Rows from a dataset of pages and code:
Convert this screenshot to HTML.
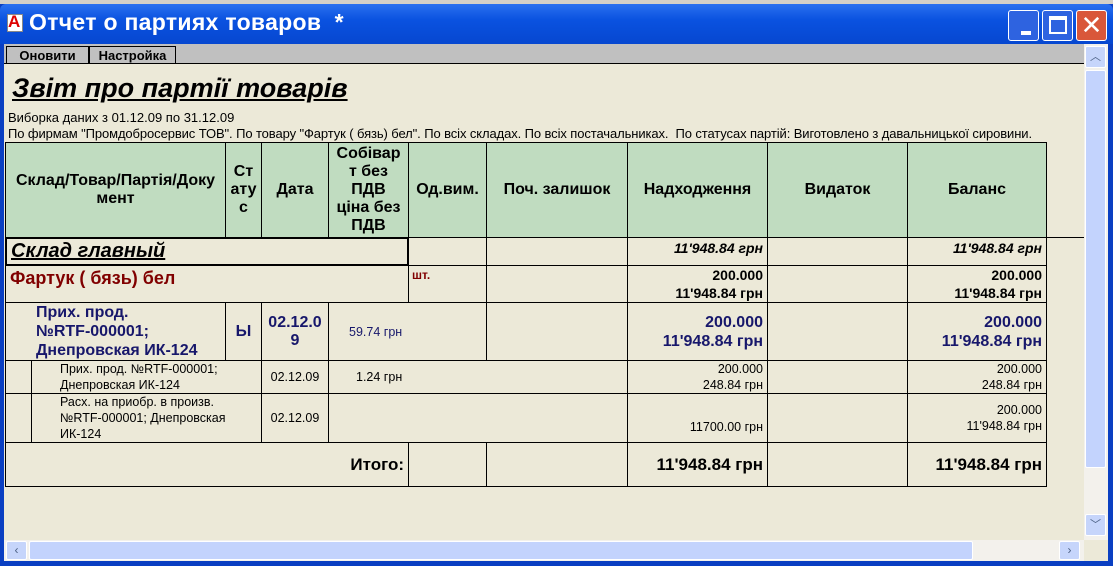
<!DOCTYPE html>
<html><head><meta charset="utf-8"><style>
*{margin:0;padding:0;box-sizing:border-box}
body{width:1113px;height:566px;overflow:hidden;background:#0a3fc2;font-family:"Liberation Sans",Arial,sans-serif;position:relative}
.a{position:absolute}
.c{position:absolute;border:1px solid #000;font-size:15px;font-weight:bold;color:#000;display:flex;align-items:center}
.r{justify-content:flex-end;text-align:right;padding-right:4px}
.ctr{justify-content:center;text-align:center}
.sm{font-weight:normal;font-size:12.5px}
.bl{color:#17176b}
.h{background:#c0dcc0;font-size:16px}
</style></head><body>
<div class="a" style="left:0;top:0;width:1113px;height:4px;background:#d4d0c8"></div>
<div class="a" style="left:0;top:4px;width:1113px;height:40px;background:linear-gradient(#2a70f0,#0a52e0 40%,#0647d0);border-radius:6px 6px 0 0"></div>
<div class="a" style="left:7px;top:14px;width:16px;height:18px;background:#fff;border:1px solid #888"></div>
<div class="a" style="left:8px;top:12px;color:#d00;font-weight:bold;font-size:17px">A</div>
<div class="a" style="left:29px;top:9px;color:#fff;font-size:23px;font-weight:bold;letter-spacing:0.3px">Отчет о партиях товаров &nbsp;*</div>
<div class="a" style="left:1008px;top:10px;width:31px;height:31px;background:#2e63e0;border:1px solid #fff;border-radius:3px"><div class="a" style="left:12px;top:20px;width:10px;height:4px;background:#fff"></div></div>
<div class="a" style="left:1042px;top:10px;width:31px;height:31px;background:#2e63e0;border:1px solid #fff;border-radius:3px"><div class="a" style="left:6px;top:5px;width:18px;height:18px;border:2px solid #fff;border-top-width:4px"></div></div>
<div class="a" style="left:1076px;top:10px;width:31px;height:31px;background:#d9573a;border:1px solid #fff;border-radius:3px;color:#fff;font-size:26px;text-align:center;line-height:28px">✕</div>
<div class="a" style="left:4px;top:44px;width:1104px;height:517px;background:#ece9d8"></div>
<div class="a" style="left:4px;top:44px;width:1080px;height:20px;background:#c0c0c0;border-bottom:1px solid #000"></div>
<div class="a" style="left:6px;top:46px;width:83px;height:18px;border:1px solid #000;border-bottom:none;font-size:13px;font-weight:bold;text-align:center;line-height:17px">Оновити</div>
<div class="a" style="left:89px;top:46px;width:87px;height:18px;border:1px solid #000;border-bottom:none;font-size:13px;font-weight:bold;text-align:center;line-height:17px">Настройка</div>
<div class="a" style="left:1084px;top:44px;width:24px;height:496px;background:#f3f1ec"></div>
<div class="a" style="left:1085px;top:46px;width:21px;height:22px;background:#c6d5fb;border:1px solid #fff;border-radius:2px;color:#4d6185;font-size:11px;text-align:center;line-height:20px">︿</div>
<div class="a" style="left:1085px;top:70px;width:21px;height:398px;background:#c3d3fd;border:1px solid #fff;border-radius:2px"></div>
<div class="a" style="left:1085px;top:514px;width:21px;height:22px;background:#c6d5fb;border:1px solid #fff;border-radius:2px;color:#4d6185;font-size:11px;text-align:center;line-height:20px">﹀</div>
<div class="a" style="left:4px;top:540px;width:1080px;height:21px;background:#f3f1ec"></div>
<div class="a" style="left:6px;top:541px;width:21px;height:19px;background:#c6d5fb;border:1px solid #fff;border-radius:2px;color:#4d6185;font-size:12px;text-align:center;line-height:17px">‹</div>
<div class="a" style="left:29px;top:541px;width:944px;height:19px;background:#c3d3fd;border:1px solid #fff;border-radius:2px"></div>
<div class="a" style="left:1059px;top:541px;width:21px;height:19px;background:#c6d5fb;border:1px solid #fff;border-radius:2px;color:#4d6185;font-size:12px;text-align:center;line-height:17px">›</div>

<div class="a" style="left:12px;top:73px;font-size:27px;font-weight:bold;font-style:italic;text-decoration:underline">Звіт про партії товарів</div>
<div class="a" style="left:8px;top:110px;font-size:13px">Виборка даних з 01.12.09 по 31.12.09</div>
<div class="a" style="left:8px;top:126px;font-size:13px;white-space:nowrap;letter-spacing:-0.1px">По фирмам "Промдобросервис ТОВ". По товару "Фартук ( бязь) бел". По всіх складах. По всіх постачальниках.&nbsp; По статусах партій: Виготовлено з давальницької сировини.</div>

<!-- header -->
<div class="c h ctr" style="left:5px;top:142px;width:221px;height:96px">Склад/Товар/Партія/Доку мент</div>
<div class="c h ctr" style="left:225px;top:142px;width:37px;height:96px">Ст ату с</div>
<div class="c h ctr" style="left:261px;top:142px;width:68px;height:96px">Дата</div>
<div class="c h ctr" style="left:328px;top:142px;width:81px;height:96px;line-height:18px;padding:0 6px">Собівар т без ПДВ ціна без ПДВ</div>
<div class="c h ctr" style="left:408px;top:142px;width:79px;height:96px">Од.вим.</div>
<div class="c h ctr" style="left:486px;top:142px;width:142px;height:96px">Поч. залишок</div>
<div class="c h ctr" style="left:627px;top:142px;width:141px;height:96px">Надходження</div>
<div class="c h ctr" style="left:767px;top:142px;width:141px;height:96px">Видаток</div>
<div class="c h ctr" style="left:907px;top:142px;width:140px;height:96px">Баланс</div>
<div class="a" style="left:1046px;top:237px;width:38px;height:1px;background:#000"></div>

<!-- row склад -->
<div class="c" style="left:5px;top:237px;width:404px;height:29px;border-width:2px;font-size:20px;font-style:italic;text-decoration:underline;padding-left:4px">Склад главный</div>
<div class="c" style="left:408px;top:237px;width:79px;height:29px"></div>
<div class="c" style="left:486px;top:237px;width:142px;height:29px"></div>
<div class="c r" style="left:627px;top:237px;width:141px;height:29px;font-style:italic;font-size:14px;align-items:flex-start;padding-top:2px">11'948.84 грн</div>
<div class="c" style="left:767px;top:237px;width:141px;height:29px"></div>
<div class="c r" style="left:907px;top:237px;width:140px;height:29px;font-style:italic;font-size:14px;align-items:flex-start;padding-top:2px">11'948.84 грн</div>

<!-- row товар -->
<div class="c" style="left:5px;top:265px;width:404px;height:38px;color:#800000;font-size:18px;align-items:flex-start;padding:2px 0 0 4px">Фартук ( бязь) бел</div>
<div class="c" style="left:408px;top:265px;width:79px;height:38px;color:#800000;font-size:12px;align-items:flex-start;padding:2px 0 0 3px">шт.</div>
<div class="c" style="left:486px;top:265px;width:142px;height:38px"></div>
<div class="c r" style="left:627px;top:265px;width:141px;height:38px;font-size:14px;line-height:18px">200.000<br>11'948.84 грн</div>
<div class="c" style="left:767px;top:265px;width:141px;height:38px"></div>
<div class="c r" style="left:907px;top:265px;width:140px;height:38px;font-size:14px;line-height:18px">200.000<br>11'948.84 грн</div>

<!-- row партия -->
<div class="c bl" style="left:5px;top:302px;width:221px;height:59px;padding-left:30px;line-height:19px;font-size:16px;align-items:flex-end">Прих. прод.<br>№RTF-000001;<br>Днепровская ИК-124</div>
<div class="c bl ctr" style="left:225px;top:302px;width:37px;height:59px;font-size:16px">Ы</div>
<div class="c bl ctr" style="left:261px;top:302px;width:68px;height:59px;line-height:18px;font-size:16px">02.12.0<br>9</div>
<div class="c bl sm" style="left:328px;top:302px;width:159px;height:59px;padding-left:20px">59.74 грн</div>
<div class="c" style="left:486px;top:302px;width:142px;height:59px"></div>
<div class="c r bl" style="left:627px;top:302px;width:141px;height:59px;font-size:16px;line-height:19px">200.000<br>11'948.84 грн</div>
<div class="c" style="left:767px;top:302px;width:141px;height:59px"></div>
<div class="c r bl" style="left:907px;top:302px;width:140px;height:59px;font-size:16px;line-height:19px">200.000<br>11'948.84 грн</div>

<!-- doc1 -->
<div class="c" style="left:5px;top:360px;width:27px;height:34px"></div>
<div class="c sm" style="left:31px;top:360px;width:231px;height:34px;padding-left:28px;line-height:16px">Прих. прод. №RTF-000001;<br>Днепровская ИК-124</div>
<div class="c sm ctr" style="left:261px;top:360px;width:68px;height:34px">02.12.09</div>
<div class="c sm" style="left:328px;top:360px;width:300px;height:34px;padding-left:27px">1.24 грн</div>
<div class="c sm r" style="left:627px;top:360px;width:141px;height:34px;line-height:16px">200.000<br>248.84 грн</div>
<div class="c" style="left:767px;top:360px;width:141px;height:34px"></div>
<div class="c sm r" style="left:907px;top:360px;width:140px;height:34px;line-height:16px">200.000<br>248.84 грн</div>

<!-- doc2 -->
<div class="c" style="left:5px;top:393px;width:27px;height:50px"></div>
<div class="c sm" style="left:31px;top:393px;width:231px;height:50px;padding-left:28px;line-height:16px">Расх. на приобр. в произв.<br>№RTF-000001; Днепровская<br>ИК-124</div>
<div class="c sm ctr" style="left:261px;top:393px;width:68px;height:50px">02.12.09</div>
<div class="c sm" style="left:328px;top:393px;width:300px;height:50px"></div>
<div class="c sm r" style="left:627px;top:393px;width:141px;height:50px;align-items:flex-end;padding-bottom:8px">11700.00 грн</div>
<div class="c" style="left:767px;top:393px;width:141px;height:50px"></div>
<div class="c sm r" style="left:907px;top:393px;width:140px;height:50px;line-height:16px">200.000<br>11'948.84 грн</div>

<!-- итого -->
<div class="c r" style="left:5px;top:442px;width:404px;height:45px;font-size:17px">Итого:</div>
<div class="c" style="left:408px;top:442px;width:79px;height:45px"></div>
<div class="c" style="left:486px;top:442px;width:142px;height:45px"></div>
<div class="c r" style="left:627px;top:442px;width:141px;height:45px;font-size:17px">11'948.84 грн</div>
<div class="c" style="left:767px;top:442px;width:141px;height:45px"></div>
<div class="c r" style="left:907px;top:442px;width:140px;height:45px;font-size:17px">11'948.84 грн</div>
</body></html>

* * *

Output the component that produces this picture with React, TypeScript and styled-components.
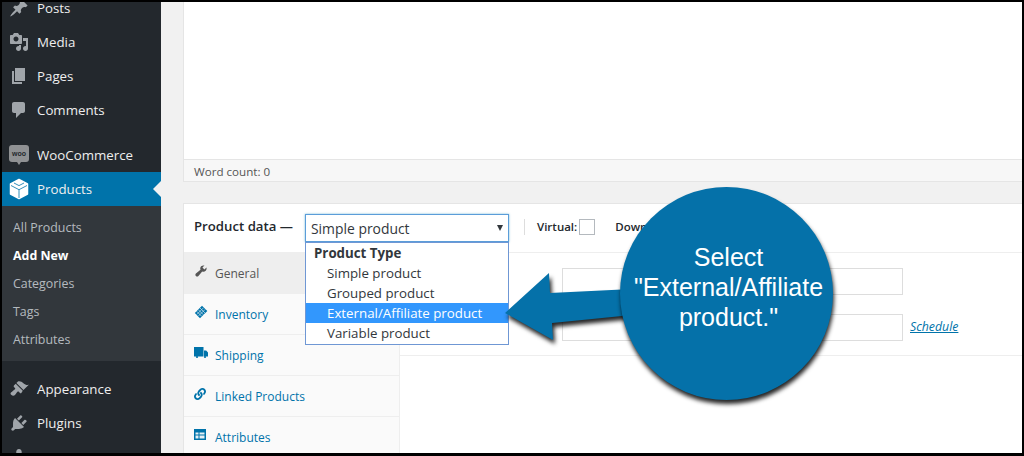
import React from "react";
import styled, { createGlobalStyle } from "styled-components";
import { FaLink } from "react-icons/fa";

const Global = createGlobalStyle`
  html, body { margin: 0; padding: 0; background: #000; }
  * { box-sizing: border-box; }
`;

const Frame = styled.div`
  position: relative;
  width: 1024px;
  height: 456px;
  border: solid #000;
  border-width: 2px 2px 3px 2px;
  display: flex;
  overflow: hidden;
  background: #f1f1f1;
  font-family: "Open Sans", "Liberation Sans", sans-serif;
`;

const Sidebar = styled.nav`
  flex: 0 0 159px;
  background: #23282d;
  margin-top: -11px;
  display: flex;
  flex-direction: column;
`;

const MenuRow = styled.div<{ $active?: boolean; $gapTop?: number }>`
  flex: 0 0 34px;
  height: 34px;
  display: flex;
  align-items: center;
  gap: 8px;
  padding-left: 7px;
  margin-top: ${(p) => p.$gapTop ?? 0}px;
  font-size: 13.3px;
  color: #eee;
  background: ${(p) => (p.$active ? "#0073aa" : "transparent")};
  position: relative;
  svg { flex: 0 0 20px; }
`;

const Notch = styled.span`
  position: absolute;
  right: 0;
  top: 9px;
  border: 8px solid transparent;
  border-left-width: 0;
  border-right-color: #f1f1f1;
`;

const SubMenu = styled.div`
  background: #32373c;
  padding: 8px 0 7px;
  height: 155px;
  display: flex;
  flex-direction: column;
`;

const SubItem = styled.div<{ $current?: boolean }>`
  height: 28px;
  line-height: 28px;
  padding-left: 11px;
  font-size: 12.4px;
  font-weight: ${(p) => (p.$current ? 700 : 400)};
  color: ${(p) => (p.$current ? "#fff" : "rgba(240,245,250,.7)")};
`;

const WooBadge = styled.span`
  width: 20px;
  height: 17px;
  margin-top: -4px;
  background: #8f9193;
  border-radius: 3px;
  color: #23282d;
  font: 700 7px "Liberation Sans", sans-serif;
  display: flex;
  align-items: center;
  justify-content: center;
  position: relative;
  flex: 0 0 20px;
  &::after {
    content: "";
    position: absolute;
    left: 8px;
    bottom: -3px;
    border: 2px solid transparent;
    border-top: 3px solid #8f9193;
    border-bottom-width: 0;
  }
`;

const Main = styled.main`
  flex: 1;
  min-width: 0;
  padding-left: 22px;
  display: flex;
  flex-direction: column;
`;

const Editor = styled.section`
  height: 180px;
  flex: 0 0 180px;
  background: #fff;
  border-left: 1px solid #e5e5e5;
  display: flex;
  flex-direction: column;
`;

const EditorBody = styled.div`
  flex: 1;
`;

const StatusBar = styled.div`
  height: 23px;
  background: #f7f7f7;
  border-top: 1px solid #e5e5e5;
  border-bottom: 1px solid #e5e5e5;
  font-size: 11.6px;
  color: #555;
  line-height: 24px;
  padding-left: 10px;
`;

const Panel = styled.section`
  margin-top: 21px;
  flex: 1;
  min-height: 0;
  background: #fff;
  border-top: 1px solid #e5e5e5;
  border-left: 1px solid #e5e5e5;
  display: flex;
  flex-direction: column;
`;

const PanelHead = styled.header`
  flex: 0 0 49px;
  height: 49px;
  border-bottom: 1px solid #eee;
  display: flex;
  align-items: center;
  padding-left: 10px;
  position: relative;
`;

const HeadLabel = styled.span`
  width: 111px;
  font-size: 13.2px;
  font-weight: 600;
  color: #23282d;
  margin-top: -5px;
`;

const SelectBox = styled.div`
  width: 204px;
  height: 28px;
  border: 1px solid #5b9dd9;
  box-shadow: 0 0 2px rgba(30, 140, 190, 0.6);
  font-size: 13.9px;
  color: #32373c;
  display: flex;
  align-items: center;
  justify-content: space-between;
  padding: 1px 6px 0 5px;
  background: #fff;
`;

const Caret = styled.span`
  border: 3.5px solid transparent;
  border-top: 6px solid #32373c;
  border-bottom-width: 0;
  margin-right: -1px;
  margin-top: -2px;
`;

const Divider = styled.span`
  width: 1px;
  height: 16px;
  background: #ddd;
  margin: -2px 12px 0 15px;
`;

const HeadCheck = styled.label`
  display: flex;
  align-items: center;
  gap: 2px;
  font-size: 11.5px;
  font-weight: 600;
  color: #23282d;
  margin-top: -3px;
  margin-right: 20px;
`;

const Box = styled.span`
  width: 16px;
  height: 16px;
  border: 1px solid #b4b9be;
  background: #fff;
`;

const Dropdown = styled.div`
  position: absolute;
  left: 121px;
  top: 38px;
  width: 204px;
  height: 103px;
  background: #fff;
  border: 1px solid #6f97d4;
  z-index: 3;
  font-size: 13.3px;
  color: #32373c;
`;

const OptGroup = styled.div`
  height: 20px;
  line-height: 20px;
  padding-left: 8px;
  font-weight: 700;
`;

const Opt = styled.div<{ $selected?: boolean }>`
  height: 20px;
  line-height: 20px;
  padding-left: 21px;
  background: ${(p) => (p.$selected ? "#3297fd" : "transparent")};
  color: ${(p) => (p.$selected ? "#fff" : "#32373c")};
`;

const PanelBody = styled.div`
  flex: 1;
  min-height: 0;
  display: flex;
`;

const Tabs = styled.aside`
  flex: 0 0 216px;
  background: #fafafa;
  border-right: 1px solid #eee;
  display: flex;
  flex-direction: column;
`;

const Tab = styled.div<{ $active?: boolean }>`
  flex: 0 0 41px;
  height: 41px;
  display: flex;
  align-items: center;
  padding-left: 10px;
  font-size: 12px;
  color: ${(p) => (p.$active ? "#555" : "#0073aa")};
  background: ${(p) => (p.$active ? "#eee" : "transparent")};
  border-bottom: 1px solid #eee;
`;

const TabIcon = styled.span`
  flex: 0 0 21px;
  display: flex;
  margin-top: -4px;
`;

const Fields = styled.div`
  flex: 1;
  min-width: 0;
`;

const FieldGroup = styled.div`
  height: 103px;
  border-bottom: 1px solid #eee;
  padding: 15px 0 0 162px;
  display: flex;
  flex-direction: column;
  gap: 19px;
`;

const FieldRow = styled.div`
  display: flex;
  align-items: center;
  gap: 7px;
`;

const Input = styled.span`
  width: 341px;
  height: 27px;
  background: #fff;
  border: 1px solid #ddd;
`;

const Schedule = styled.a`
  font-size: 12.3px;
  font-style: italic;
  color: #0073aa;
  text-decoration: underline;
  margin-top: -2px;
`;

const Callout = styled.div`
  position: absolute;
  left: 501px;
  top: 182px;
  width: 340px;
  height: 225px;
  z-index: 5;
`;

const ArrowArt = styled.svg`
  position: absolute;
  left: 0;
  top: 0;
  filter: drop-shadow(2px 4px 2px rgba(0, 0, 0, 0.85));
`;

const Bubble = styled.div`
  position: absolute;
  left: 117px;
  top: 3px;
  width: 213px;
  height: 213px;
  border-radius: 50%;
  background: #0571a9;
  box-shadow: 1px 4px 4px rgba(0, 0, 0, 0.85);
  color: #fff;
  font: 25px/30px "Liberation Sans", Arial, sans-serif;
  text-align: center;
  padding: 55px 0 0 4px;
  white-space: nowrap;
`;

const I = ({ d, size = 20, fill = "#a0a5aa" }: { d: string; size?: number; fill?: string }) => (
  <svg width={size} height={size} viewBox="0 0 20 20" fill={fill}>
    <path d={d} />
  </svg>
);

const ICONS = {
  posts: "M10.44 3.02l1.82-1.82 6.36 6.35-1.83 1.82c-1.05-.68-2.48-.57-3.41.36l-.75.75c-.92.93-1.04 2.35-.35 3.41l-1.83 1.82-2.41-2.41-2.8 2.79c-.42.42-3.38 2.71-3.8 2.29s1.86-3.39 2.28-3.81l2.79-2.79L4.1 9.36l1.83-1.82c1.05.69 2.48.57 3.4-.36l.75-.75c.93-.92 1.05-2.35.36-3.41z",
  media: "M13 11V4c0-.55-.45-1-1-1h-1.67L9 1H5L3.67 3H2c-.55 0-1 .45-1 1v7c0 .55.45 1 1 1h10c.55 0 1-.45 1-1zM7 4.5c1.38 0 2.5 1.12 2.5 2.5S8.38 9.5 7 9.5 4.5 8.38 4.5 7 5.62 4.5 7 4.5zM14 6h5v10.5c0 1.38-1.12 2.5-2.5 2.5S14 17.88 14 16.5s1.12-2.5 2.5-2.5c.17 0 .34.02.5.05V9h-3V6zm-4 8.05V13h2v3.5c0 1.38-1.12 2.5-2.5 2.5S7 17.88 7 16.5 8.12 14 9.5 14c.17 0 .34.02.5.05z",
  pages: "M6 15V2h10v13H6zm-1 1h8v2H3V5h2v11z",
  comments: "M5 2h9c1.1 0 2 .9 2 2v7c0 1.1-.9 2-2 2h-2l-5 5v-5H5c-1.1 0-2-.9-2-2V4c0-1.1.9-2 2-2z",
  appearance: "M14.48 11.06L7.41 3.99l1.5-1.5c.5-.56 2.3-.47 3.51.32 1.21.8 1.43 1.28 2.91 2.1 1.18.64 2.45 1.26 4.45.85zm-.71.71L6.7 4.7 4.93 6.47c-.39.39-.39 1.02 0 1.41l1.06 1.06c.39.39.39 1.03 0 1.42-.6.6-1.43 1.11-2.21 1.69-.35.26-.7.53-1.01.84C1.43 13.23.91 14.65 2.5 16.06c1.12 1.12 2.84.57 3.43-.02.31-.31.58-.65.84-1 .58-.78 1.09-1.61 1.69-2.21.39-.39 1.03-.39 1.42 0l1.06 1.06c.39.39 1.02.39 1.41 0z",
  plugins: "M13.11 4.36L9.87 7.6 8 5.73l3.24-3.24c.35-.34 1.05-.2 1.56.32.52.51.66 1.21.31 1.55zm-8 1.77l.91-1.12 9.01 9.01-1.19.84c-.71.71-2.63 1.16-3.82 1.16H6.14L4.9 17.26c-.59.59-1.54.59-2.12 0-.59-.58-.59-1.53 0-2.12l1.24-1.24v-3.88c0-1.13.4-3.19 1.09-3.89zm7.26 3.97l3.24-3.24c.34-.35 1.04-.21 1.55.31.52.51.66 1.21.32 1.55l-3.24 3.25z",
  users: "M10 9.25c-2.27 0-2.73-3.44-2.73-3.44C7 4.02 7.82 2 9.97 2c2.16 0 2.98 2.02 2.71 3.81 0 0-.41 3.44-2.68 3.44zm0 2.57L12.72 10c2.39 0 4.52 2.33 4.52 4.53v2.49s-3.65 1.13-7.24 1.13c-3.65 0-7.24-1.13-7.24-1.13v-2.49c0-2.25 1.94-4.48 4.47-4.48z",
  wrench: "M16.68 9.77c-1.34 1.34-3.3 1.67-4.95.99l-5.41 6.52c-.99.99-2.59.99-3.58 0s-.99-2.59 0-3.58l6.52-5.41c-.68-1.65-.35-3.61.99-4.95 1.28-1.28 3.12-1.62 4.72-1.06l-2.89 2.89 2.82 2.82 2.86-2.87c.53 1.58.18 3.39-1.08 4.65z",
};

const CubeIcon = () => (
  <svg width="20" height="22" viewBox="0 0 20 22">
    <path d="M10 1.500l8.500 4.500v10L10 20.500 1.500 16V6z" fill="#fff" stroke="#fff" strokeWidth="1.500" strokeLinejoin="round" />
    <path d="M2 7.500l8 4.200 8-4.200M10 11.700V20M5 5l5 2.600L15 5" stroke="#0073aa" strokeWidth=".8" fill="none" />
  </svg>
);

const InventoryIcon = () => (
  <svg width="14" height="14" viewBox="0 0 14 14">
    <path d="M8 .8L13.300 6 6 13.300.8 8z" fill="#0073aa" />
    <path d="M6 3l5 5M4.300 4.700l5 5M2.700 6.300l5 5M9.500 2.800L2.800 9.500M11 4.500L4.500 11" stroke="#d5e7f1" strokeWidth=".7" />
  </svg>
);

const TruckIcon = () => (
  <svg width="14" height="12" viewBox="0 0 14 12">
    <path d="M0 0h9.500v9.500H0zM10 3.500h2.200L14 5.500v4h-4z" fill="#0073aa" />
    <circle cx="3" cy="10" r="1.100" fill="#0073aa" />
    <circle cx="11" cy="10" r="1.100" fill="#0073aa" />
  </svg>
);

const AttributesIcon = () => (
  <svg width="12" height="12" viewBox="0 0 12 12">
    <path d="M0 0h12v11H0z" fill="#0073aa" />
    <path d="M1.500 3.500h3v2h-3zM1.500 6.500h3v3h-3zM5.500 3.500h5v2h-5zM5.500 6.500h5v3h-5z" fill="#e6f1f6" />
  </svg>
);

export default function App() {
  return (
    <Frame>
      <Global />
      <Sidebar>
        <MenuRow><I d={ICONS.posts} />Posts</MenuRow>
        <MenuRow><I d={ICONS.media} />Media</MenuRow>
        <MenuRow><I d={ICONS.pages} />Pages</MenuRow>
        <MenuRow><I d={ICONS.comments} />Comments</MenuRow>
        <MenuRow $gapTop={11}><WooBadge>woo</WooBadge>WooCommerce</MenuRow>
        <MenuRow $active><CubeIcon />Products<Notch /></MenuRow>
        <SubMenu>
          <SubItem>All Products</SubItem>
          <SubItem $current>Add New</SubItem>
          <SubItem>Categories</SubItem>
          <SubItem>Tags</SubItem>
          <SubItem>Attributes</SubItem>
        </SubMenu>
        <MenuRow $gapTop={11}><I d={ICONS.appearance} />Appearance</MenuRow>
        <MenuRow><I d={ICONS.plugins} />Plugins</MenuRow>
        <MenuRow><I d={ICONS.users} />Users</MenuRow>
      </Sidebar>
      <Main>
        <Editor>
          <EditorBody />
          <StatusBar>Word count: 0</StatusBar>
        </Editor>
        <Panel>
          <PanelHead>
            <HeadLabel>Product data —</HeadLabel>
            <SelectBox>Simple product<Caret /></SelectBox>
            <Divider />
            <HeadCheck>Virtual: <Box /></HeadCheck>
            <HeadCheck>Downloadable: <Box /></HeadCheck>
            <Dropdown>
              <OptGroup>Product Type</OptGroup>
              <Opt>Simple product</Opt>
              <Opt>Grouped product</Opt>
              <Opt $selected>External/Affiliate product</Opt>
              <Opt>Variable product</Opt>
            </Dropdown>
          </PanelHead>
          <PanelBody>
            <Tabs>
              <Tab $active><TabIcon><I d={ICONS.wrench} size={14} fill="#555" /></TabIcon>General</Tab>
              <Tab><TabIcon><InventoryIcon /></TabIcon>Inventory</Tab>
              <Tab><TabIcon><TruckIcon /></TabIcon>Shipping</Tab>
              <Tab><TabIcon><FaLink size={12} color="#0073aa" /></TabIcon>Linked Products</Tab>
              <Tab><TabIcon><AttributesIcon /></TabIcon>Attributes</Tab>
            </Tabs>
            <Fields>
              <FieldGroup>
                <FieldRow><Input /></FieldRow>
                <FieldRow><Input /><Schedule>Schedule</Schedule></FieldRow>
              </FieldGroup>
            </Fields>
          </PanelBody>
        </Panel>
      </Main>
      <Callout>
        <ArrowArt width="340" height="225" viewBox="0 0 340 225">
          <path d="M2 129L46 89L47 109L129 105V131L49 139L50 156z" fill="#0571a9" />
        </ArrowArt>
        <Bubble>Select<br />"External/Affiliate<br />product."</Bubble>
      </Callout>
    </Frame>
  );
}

§ TASK INSTRUCTIONS: Copy all lines of the listing above that contain the string "this".

§ EXERCISE SOLUTION:
Convert this screenshot to HTML.
Output the component that produces this picture with React, TypeScript and styled-components.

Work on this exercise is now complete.